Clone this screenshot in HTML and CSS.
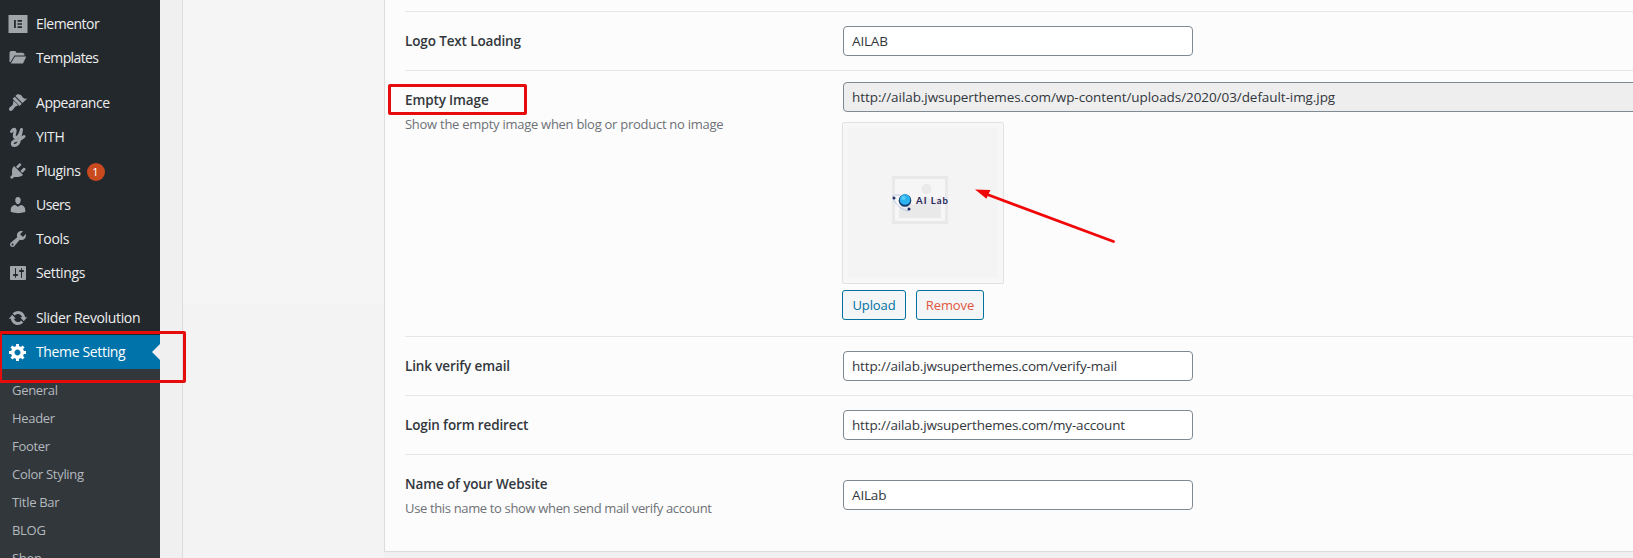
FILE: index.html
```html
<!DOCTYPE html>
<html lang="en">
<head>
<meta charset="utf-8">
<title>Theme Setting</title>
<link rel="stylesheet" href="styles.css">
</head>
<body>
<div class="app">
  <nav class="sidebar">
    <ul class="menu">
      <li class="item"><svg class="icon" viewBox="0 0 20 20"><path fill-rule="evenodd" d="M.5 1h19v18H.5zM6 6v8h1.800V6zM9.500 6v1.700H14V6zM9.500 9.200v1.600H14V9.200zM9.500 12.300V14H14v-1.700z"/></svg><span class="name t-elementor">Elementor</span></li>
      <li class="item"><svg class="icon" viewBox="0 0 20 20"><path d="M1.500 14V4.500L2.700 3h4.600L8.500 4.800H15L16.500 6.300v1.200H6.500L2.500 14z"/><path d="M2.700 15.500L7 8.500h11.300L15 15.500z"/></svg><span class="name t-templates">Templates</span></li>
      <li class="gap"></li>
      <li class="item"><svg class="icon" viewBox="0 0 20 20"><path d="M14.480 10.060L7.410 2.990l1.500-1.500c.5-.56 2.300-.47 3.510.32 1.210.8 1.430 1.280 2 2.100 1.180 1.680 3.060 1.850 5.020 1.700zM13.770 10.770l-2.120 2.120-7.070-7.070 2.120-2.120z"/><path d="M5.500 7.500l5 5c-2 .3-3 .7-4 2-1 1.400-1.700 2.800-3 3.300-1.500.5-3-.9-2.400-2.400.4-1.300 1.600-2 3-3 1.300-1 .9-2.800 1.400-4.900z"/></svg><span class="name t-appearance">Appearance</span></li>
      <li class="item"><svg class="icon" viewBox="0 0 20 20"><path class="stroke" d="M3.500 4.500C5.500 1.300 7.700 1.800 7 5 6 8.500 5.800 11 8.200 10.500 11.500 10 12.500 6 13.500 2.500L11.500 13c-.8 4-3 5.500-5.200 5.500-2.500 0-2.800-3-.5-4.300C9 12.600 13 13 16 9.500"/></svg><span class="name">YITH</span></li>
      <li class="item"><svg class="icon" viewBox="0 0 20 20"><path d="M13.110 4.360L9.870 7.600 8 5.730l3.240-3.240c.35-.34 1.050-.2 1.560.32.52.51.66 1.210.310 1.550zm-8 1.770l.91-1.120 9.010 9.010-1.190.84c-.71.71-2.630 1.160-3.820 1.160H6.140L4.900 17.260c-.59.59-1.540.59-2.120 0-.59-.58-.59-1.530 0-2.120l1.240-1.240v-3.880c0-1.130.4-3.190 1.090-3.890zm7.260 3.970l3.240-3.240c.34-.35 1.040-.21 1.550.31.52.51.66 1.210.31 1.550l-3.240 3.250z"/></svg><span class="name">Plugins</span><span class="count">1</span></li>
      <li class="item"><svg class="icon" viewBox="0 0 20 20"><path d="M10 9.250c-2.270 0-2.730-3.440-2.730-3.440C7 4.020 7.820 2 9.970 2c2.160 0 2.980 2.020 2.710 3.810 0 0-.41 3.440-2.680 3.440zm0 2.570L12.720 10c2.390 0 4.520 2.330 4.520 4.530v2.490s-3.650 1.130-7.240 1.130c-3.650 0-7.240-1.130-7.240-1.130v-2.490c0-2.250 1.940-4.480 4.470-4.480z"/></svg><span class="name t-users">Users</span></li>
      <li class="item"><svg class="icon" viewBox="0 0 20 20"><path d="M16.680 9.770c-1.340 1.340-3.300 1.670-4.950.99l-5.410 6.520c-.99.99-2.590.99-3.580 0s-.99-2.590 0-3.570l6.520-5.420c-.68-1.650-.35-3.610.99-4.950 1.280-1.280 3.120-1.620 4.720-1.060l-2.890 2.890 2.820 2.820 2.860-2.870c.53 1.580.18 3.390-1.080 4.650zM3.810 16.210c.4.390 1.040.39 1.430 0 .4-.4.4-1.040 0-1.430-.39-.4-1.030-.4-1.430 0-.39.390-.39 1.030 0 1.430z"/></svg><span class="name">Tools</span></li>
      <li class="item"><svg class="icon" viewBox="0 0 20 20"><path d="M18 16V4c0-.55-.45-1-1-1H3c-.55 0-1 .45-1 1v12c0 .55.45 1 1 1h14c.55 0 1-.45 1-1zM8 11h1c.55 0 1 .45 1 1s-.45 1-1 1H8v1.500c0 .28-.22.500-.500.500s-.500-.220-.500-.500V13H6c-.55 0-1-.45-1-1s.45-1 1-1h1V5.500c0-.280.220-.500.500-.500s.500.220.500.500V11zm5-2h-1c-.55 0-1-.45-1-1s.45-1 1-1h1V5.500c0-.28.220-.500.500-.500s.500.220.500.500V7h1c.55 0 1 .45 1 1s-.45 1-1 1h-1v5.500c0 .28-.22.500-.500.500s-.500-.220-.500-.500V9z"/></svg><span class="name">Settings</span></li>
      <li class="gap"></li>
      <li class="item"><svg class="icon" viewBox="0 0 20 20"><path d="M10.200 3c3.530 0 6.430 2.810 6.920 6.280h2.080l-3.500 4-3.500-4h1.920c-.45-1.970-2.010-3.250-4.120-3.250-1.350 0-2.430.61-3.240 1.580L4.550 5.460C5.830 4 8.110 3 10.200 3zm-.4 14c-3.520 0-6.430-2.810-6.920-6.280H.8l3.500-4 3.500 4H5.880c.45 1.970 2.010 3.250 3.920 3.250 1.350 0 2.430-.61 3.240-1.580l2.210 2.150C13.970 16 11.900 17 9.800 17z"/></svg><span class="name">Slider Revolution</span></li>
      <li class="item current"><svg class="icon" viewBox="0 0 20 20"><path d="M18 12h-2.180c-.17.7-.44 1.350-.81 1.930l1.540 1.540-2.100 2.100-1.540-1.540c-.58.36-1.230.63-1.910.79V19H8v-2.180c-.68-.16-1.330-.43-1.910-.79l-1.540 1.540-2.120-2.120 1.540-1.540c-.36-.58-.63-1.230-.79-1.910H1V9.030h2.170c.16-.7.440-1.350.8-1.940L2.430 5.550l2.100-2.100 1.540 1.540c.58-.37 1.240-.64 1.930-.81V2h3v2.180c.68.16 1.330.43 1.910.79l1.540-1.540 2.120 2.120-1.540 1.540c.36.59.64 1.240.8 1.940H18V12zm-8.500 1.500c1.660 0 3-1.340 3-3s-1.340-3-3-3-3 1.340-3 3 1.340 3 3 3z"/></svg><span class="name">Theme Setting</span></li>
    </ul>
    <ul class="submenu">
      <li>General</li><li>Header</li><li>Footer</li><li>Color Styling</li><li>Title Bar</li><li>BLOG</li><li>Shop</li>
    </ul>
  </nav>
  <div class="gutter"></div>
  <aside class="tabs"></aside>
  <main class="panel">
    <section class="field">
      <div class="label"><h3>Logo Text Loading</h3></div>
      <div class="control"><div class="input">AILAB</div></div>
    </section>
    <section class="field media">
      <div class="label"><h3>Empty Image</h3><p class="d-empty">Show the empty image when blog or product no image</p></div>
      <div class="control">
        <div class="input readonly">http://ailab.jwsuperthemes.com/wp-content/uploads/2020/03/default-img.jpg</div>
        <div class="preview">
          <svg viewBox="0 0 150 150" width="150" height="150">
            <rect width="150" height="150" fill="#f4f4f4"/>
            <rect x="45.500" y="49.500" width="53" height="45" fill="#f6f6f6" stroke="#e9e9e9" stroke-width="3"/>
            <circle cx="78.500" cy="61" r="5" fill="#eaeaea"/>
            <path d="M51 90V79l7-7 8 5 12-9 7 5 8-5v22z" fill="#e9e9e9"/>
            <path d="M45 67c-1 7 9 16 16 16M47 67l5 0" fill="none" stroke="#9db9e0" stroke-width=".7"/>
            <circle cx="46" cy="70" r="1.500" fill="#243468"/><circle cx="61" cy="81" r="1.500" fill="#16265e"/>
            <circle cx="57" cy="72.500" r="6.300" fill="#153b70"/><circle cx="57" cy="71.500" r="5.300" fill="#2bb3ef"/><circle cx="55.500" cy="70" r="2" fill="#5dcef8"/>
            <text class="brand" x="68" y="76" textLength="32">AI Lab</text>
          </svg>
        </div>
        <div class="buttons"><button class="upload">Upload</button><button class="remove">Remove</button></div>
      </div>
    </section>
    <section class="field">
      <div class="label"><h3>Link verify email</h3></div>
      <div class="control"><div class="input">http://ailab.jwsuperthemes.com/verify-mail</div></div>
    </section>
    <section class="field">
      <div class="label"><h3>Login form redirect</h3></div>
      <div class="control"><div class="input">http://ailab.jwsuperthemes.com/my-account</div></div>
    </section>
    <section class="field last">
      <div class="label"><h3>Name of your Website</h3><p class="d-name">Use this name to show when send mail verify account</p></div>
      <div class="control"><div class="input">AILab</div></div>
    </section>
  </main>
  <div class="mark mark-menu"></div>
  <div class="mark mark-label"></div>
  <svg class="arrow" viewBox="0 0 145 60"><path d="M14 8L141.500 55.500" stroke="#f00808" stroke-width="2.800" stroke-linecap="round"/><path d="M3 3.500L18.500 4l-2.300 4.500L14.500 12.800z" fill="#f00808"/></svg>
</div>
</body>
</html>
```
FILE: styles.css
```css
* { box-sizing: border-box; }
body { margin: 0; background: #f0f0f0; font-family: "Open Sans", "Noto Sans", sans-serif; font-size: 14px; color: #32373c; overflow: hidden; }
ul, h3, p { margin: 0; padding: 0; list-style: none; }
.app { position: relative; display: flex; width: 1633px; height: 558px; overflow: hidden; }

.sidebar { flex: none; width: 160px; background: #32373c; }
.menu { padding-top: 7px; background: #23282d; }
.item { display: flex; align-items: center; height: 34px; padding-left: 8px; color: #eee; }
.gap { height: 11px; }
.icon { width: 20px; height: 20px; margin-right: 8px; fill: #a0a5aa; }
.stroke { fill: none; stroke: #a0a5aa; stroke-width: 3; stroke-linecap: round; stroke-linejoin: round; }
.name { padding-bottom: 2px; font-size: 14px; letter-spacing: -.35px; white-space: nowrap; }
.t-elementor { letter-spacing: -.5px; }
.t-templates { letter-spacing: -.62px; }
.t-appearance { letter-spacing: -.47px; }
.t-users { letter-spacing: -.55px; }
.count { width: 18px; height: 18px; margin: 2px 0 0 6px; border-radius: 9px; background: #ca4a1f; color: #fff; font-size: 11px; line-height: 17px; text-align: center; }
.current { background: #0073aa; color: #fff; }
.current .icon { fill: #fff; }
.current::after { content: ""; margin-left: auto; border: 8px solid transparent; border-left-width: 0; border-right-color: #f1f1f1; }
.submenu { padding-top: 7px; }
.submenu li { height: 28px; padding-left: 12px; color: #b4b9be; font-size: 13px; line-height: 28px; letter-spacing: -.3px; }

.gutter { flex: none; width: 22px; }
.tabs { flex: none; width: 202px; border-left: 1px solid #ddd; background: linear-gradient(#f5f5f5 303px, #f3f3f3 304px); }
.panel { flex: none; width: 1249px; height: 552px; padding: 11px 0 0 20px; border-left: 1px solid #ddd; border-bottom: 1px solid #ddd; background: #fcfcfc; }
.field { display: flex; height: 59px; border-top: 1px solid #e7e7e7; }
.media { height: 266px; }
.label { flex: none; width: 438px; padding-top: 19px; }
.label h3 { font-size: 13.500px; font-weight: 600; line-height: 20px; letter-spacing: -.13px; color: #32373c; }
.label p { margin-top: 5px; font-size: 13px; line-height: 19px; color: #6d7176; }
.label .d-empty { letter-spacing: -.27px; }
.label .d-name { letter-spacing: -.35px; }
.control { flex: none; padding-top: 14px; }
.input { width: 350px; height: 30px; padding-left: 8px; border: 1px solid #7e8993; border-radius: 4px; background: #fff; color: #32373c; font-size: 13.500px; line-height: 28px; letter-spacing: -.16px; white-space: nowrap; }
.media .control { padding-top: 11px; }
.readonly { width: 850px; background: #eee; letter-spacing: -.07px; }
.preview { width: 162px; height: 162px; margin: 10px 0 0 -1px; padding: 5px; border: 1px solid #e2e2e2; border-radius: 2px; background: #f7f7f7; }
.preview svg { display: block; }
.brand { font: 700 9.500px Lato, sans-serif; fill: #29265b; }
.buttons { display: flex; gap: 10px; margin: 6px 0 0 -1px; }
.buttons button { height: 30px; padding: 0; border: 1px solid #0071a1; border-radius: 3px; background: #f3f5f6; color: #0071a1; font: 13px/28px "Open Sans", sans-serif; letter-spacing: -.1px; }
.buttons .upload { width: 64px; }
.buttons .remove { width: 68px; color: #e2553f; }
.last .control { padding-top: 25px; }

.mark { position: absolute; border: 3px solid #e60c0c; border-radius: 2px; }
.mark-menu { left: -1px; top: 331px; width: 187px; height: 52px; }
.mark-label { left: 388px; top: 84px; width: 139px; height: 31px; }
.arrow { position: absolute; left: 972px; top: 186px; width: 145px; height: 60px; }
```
• • • •
▶ _Work required_
Report each line in the data that holds the word "this".

▶ _Complete output_
Clone this screenshot in HTML and CSS.
      <div class="label"><h3>Name of your Website</h3><p class="d-name">Use this name to show when send mail verify account</p></div>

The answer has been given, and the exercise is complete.